GOAL: Say how many lines include the word "index", using only a number.
********
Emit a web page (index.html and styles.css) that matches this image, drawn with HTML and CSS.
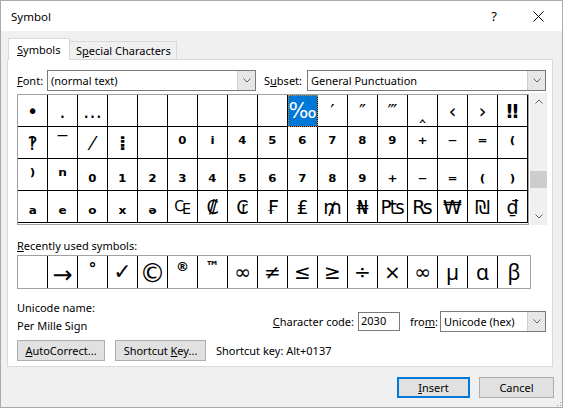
FILE: index.html
```html
<!DOCTYPE html>
<html>
<head>
<meta charset="utf-8">
<link rel="stylesheet" href="styles.css">
</head>
<body>
<div class="window">
  <div class="titlebar">
    <span class="title">Symbol</span>
    <span class="tb-btn help">?</span>
    <span class="tb-btn close"><svg width="11" height="11" viewBox="0 0 11 11"><path d="M0.5 0.5 L10.5 10.5 M10.5 0.5 L0.5 10.5" stroke="#000" stroke-width="1"/></svg></span>
  </div>
  <div class="tabs">
    <div class="tab active"><span><u>S</u>ymbols</span></div>
    <div class="tab"><span>S<u>p</u>ecial Characters</span></div>
  </div>
  <div class="panel">
    <div class="row-font">
      <span class="lbl font-lbl"><u>F</u>ont:</span>
      <div class="combo font-combo"><span class="combo-text">(normal text)</span><span class="drop"><svg width="8" height="5" viewBox="0 0 8 5"><path d="M0.5 0.5 L4 4 L7.5 0.5" fill="none" stroke="#606060"/></svg></span></div>
      <span class="lbl subset-lbl">S<u>u</u>bset:</span>
      <div class="combo subset-combo"><span class="combo-text">General Punctuation</span><span class="drop"><svg width="8" height="5" viewBox="0 0 8 5"><path d="M0.5 0.5 L4 4 L7.5 0.5" fill="none" stroke="#606060"/></svg></span></div>
    </div>
    <div class="grid-wrap">
      <div class="grid">
        <div class="c">•</div><div class="c">․</div><div class="c">…</div><div class="c"></div><div class="c"></div><div class="c"></div><div class="c"></div><div class="c"></div><div class="c"></div><div class="c sel">‰</div><div class="c">′</div><div class="c">″</div><div class="c">‴</div><div class="c">‸</div><div class="c">‹</div><div class="c">›</div><div class="c b">‼</div>
        <div class="c">‽</div><div class="c">‾</div><div class="c">⁄</div><div class="c b">⁞</div><div class="c"></div><div class="c b">⁰</div><div class="c b">ⁱ</div><div class="c b">⁴</div><div class="c b">⁵</div><div class="c b">⁶</div><div class="c b">⁷</div><div class="c b">⁸</div><div class="c b">⁹</div><div class="c b">⁺</div><div class="c b">⁻</div><div class="c b">⁼</div><div class="c b">⁽</div>
        <div class="c b">⁾</div><div class="c b">ⁿ</div><div class="c b">₀</div><div class="c b">₁</div><div class="c b">₂</div><div class="c b">₃</div><div class="c b">₄</div><div class="c b">₅</div><div class="c b">₆</div><div class="c b">₇</div><div class="c b">₈</div><div class="c b">₉</div><div class="c b">₊</div><div class="c b">₋</div><div class="c b">₌</div><div class="c b">₍</div><div class="c b">₎</div>
        <div class="c b">ₐ</div><div class="c b">ₑ</div><div class="c b">ₒ</div><div class="c b">ₓ</div><div class="c b">ₔ</div><div class="c">₠</div><div class="c">₡</div><div class="c">₢</div><div class="c">₣</div><div class="c">₤</div><div class="c">₥</div><div class="c">₦</div><div class="c">₧</div><div class="c">₨</div><div class="c">₩</div><div class="c">₪</div><div class="c">₫</div>
      </div>
      <div class="scrollbar">
        <div class="sb-btn"><svg width="8" height="5" viewBox="0 0 8 5"><path d="M0.5 4.5 L4 1 L7.5 4.5" fill="none" stroke="#606060"/></svg></div>
        <div class="sb-track"><div class="sb-thumb"></div></div>
        <div class="sb-btn"><svg width="8" height="5" viewBox="0 0 8 5"><path d="M0.5 0.5 L4 4 L7.5 0.5" fill="none" stroke="#606060"/></svg></div>
      </div>
    </div>
    <div class="recent-lbl"><u>R</u>ecently used symbols:</div>
    <div class="recent">
      <div class="r"></div><div class="r arrow">→</div><div class="r deg">°</div><div class="r check">✓</div><div class="r copy">©</div><div class="r reg">®</div><div class="r tm">™</div><div class="r">∞</div><div class="r">≠</div><div class="r">≤</div><div class="r">≥</div><div class="r">÷</div><div class="r">×</div><div class="r">∞</div><div class="r thin">µ</div><div class="r thin">α</div><div class="r thin last">β</div>
    </div>
    <div class="info">
      <div class="info-left">
        <div>Unicode name:</div>
        <div>Per Mille Sign</div>
      </div>
      <div class="info-right">
        <span class="lbl"><u>C</u>haracter code:</span>
        <div class="input">2030</div>
        <span class="lbl from-lbl">fro<u>m</u>:</span>
        <div class="combo from-combo"><span class="combo-text">Unicode (hex)</span><span class="drop"><svg width="8" height="5" viewBox="0 0 8 5"><path d="M0.5 0.5 L4 4 L7.5 0.5" fill="none" stroke="#606060"/></svg></span></div>
      </div>
    </div>
    <div class="btn-row">
      <div class="btn auto"><span><u>A</u>utoCorrect...</span></div>
      <div class="btn shortcut"><span>Shortcut <u>K</u>ey...</span></div>
      <span class="sk-text">Shortcut key: Alt+0137</span>
    </div>
  </div>
  <div class="footer">
    <div class="btn insert"><span><u>I</u>nsert</span></div>
    <div class="btn cancel"><span>Cancel</span></div>
    <div class="grip"><svg width="8" height="9" viewBox="0 0 8 9"><rect x="6" y="1" width="1" height="1" fill="#999"/><rect x="6" y="4" width="1" height="1" fill="#999"/><rect x="3" y="4" width="1" height="1" fill="#999"/><rect x="6" y="7" width="1" height="1" fill="#999"/><rect x="3" y="7" width="1" height="1" fill="#999"/><rect x="0" y="7" width="1" height="1" fill="#999"/></svg></div>
  </div>
</div>
</body>
</html>
```
FILE: styles.css
```css
html, body {
  margin: 0;
  padding: 0;
  background: #f0f0f0;
}
.window {
  width: 563px;
  height: 408px;
  box-sizing: border-box;
  border: 1px solid #aaaaaa;
  background: #f0f0f0;
  font-family: "Noto Sans", "DejaVu Sans", sans-serif;
  font-size: 11px;
  color: #000;
  display: flex;
  flex-direction: column;
  overflow: hidden;
}
u { text-decoration: underline; text-underline-offset: 1px; }

.titlebar {
  height: 30px;
  background: #fff;
  display: flex;
  align-items: center;
  padding-left: 10px;
  font-size: 11.5px;
}
.title { flex: 1; }
.tb-btn {
  width: 46px;
  height: 30px;
  display: flex;
  align-items: center;
  justify-content: center;
}
.help { font-size: 13px; margin-left: 2px; margin-right: -2px; }
.close { margin-right: 1px; }

.tabs {
  height: 28px;
  display: flex;
  align-items: flex-end;
  padding-left: 7px;
}
.tab {
  box-sizing: border-box;
  border: 1px solid #d9d9d9;
  border-bottom: none;
  display: flex;
  align-items: center;
  padding-bottom: 1px;
  white-space: nowrap;
}
.tab.active {
  width: 62px;
  height: 22px;
  margin-bottom: -1px;
  background: #fff;
  padding-left: 8px;
  position: relative;
  z-index: 1;
}
.tab:not(.active) {
  width: 108px;
  height: 18px;
  padding-left: 6px;
  margin-left: -1px;
  background: #f0f0f0;
}

.panel {
  margin-left: 6px;
  width: 546px;
  height: 308px;
  box-sizing: border-box;
  border: 1px solid #d9d9d9;
  background: #fff;
  padding: 10px 0 0 9px;
}

.row-font {
  display: flex;
  align-items: center;
  height: 21px;
}
.lbl { white-space: nowrap; }
.font-lbl { width: 30px; }
.subset-lbl { width: 43px; margin-left: 8px; }
.combo {
  box-sizing: border-box;
  height: 21px;
  border: 1px solid #7a7a7a;
  display: flex;
  align-items: stretch;
  background: #fff;
}
.combo-text {
  flex: 1;
  padding-left: 3px;
  display: flex;
  align-items: center;
  padding-bottom: 1px;
}
.drop {
  width: 17px;
  background: #e6e6e6;
  border-left: 1px solid #cfcfcf;
  display: flex;
  align-items: center;
  justify-content: center;
}
.font-combo { width: 209px; }
.subset-combo { width: 239px; }

.grid-wrap {
  display: flex;
  margin-top: 3px;
}
.grid {
  display: grid;
  grid-template-columns: repeat(17, 30px);
  grid-auto-rows: 32px;
  border: 1px solid #a0a0a0;
}
.c {
  box-sizing: border-box;
  border-right: 1px solid #000;
  border-bottom: 1px solid #000;
  font-family: "DejaVu Sans", sans-serif;
  font-size: 19px;
  line-height: 31px;
  text-align: center;
  overflow: hidden;
  white-space: nowrap;
  padding-top: 1px;
}
.c.b { font-weight: bold; }
.c.sel {
  background: #0078d7;
  color: #fff;
  font-size: 21px;
  outline: 1px dotted #c98a2e;
  outline-offset: -1px;
}
.scrollbar {
  width: 17px;
  height: 132px;
  margin-left: 1px;
  margin-top: -1px;
  background: #f0f0f0;
  display: flex;
  flex-direction: column;
}
.sb-btn {
  height: 17px;
  display: flex;
  align-items: center;
  justify-content: center;
}
.sb-track { flex: 1; }
.sb-thumb {
  margin-top: 61px;
  height: 17px;
  background: #cdcdcd;
}

.recent-lbl {
  margin-top: 13px;
  line-height: 16px;
  height: 16px;
}
.recent {
  margin-top: 1px;
  display: flex;
  width: max-content;
  border: 1px solid #a0a0a0;
  height: 34px;
  box-sizing: border-box;
}
.r {
  box-sizing: border-box;
  width: 30px;
  height: 32px;
  border-right: 1px solid #000;
  font-family: "DejaVu Sans", sans-serif;
  font-size: 20px;
  line-height: 32px;
  text-align: center;
}
.r.last { width: 32px; border-right: none; }
.r.arrow { font-size: 24px; line-height: 38px; }
.r.deg { font-size: 16px; line-height: 26px; font-weight: bold; }
.r.check { font-weight: bold; font-size: 22px; }
.r.copy { font-size: 26px; line-height: 34px; }
.r.reg { font-size: 13px; line-height: 22px; font-weight: bold; }
.r.tm { font-size: 14px; line-height: 20px; font-weight: bold; }
.r.thin { font-family: "Noto Sans", sans-serif; font-size: 21px; line-height: 32px; }

.info {
  margin-top: 10px;
  display: flex;
  justify-content: space-between;
  padding-right: 6px;
}
.info-left div { line-height: 18px; }
.info-right {
  margin-top: 9px;
  display: flex;
  align-items: center;
}
.input {
  box-sizing: border-box;
  width: 42px;
  height: 19px;
  border: 1px solid #7a7a7a;
  margin-left: 4px;
  padding-left: 2px;
  line-height: 16px;
}
.from-lbl { margin-left: 10px; width: 30px; }
.from-combo { width: 106px; }

.btn-row {
  margin-top: 5px;
  display: flex;
  align-items: center;
}
.btn {
  box-sizing: border-box;
  height: 21px;
  background: #e1e1e1;
  border: 1px solid #adadad;
  display: flex;
  align-items: center;
  justify-content: center;
  padding-bottom: 1px;
  white-space: nowrap;
}
.auto { width: 88px; }
.shortcut { width: 91px; margin-left: 10px; }
.sk-text { margin-left: 10px; }

.footer {
  flex: 1;
  display: flex;
  padding-top: 10px;
  padding-left: 396px;
}
.insert {
  width: 73px;
  border: 2px solid #0078d7;
}
.cancel {
  width: 75px;
  margin-left: 9px;
}
.grip {
  align-self: flex-end;
  width: 8px;
  height: 9px;
  flex-shrink: 0;
}
```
********
TASK RESPONSE: 3